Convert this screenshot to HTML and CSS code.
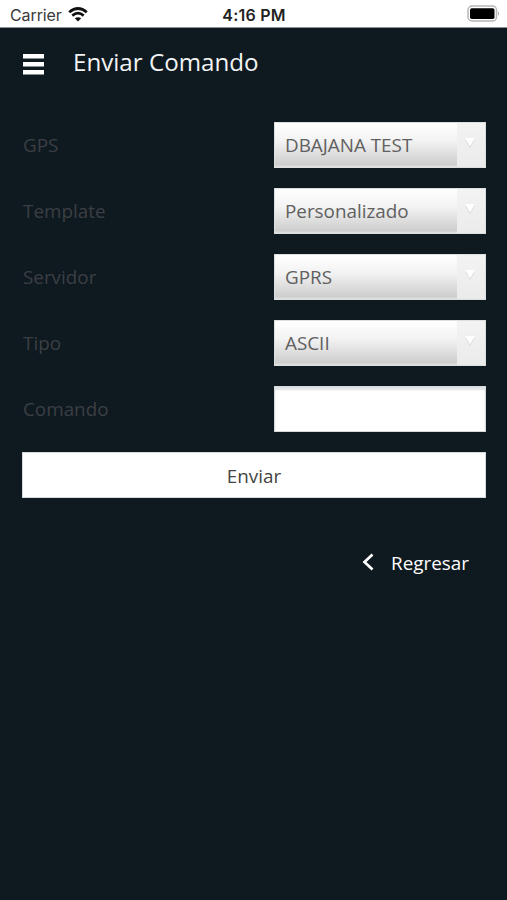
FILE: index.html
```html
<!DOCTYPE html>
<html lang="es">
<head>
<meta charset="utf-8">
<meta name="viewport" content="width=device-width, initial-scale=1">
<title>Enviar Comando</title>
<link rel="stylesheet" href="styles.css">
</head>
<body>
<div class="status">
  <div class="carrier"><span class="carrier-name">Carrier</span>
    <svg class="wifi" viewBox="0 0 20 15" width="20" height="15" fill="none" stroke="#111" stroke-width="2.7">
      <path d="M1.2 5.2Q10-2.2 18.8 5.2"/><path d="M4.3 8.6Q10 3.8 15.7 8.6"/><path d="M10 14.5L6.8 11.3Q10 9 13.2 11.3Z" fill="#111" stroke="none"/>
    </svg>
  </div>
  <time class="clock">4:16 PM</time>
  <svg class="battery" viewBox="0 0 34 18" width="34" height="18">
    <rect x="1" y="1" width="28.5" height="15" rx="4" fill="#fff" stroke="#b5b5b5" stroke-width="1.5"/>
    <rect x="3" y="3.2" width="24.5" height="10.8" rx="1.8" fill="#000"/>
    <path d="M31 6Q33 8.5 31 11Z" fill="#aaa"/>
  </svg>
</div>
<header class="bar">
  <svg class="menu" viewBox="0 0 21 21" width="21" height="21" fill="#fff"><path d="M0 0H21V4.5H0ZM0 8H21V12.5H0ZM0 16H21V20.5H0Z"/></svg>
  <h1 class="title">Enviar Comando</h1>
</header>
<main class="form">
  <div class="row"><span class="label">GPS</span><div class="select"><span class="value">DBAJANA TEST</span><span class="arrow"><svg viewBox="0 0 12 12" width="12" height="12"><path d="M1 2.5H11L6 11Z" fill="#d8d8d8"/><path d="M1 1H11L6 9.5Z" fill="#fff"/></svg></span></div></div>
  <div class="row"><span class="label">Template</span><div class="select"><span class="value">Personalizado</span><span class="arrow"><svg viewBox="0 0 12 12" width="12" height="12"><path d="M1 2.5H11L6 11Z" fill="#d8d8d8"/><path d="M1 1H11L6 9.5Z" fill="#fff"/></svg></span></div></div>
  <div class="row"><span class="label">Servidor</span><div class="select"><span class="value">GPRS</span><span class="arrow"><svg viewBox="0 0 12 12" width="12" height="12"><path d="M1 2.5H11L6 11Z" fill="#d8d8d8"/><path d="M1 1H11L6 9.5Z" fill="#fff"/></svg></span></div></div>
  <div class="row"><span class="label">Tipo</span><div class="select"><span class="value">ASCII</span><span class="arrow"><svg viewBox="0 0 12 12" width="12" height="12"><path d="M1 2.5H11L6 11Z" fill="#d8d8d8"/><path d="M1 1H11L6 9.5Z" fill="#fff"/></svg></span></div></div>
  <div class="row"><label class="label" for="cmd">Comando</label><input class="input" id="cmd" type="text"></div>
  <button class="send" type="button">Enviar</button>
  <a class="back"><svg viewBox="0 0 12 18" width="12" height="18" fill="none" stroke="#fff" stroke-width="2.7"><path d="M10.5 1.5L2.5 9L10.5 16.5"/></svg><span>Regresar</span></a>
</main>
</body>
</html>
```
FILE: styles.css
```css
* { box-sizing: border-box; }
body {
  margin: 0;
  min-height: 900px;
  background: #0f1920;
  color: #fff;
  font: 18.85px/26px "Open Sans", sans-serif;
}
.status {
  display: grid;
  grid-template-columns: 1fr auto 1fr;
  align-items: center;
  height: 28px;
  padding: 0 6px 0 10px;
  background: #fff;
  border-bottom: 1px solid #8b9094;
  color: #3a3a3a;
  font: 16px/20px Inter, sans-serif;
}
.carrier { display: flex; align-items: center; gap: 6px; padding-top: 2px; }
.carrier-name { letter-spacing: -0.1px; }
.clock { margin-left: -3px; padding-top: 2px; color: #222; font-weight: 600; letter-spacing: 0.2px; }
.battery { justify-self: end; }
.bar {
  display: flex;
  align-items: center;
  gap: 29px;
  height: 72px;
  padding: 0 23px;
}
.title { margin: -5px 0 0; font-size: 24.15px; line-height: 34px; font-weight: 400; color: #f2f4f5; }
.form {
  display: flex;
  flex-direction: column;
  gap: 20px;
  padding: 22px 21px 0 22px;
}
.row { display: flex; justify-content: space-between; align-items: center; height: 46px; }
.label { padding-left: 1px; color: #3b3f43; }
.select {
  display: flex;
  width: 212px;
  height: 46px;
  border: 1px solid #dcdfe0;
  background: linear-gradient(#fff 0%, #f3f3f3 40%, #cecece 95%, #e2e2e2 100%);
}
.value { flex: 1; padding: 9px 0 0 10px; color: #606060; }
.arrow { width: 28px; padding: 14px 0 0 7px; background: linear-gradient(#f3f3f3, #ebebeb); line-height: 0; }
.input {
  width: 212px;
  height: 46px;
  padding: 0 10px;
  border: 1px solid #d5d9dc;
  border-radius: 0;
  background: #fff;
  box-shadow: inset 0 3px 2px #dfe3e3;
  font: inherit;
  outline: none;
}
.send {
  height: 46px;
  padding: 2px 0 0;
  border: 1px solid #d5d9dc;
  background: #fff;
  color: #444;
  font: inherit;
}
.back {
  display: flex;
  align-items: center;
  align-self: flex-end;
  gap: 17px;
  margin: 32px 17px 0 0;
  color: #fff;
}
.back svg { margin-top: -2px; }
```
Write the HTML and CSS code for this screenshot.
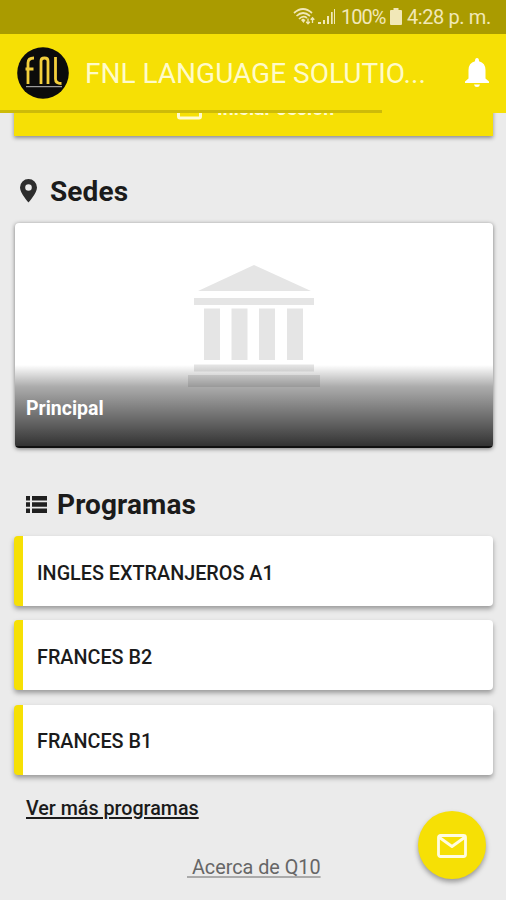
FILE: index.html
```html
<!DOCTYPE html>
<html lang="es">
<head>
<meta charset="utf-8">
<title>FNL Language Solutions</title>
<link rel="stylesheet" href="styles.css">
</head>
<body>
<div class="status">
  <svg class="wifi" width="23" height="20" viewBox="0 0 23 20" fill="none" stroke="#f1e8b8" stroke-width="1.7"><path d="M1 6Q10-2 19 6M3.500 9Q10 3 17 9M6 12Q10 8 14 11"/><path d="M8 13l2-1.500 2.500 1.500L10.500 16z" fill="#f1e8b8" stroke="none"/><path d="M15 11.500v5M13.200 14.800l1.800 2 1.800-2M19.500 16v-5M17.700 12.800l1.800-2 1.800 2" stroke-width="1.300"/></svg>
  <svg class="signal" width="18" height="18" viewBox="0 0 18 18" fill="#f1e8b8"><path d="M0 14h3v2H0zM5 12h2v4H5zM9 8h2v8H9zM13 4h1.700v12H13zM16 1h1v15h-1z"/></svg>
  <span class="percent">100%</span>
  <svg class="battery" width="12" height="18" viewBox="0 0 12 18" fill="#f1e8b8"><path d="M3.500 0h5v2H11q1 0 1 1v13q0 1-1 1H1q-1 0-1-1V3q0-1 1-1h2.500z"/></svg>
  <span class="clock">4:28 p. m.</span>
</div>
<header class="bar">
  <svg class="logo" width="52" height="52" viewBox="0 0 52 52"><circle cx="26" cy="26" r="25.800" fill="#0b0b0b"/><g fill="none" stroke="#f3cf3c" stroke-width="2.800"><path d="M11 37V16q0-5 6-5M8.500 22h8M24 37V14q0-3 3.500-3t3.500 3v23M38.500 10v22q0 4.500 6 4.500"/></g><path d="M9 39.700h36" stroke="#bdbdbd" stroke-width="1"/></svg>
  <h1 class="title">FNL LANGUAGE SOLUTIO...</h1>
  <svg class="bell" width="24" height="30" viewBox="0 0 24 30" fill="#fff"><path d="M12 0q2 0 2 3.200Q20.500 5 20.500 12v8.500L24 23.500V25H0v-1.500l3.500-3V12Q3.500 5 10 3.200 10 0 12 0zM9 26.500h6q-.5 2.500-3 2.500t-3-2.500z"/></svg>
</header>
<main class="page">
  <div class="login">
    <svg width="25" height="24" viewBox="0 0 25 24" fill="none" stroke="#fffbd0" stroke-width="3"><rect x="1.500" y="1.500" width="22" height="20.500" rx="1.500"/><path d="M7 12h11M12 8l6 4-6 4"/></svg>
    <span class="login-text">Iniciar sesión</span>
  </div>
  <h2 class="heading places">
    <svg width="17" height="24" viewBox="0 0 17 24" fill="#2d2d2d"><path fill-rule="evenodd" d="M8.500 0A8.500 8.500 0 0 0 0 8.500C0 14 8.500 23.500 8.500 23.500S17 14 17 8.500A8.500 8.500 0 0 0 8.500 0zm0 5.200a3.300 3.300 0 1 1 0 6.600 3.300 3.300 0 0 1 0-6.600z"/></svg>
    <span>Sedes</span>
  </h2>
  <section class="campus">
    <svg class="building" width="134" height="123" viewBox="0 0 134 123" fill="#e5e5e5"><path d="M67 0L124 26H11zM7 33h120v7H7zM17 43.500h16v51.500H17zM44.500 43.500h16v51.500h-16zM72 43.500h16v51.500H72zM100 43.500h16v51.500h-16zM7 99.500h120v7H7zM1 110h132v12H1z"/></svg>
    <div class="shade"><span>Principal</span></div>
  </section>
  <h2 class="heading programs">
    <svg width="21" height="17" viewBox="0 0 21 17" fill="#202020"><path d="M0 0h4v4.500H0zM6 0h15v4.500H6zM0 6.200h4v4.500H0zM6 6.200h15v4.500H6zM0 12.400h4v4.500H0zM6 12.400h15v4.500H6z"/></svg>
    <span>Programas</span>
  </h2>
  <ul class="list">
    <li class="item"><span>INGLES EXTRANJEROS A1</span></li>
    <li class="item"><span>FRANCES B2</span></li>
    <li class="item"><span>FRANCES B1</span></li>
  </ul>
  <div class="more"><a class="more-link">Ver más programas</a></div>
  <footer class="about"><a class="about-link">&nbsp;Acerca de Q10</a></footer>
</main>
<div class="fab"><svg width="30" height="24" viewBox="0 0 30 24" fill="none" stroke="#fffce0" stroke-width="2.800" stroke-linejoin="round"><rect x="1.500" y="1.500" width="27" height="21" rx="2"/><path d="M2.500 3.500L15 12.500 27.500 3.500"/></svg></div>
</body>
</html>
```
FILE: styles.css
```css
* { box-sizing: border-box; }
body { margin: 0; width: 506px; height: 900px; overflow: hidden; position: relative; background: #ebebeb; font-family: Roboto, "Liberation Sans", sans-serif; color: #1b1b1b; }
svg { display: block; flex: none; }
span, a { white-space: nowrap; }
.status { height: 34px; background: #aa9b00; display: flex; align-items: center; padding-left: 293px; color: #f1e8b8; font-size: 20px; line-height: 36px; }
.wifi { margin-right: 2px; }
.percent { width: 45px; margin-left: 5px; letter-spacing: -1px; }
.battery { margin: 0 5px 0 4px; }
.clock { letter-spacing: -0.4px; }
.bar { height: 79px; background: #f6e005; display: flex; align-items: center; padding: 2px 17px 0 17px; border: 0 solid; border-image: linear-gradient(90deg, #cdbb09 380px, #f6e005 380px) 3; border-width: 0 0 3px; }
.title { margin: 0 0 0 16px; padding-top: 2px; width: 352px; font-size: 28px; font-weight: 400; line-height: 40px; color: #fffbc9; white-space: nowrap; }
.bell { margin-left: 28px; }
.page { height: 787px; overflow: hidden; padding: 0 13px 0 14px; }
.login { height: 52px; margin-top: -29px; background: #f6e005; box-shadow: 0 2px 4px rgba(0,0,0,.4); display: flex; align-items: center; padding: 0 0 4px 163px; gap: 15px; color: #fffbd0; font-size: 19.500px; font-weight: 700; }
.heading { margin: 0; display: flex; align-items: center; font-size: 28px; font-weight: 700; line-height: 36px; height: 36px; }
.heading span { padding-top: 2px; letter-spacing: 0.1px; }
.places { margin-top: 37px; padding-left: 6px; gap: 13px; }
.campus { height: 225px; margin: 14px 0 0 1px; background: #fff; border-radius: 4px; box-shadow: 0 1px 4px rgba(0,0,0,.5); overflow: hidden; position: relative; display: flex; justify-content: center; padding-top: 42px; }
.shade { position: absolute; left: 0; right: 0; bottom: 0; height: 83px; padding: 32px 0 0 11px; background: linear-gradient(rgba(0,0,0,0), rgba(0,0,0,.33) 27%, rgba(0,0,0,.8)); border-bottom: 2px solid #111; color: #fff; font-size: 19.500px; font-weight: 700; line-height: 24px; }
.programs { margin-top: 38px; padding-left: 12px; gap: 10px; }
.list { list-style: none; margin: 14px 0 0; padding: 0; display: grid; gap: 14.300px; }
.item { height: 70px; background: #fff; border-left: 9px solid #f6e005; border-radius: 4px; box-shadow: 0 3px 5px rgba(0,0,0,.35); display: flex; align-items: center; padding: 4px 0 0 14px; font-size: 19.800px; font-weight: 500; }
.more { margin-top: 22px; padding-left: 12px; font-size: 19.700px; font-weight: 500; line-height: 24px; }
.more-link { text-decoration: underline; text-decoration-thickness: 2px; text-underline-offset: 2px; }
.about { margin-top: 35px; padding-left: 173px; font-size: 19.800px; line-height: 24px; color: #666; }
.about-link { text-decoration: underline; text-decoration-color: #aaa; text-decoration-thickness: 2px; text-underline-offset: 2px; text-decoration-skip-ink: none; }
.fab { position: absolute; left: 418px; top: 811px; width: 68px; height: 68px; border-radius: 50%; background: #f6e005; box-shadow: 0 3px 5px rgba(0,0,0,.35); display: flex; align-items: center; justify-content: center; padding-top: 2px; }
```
------------------------------------
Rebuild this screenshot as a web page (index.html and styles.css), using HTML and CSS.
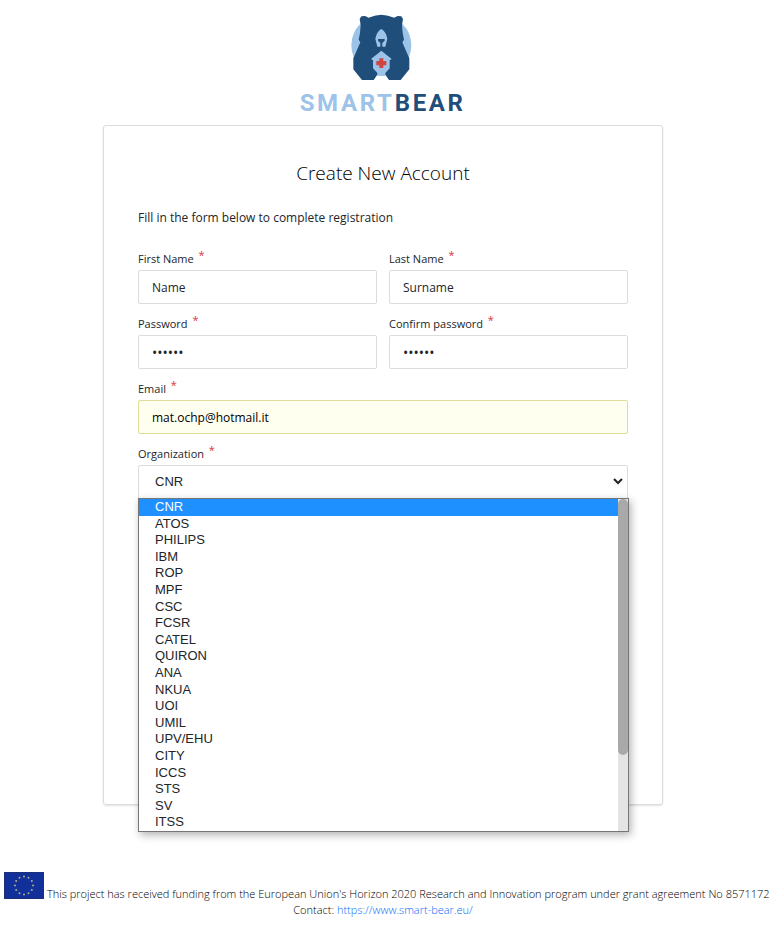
------------------------------------
PROBLEM TO WORK ON:
In the entries above, find each line with the word "screenshot" and show it.

RESULT OF THIS TASK:
Convert this screenshot to HTML and CSS code.
Write the HTML and CSS code for this screenshot.
Rebuild this screenshot as a web page (index.html and styles.css), using HTML and CSS.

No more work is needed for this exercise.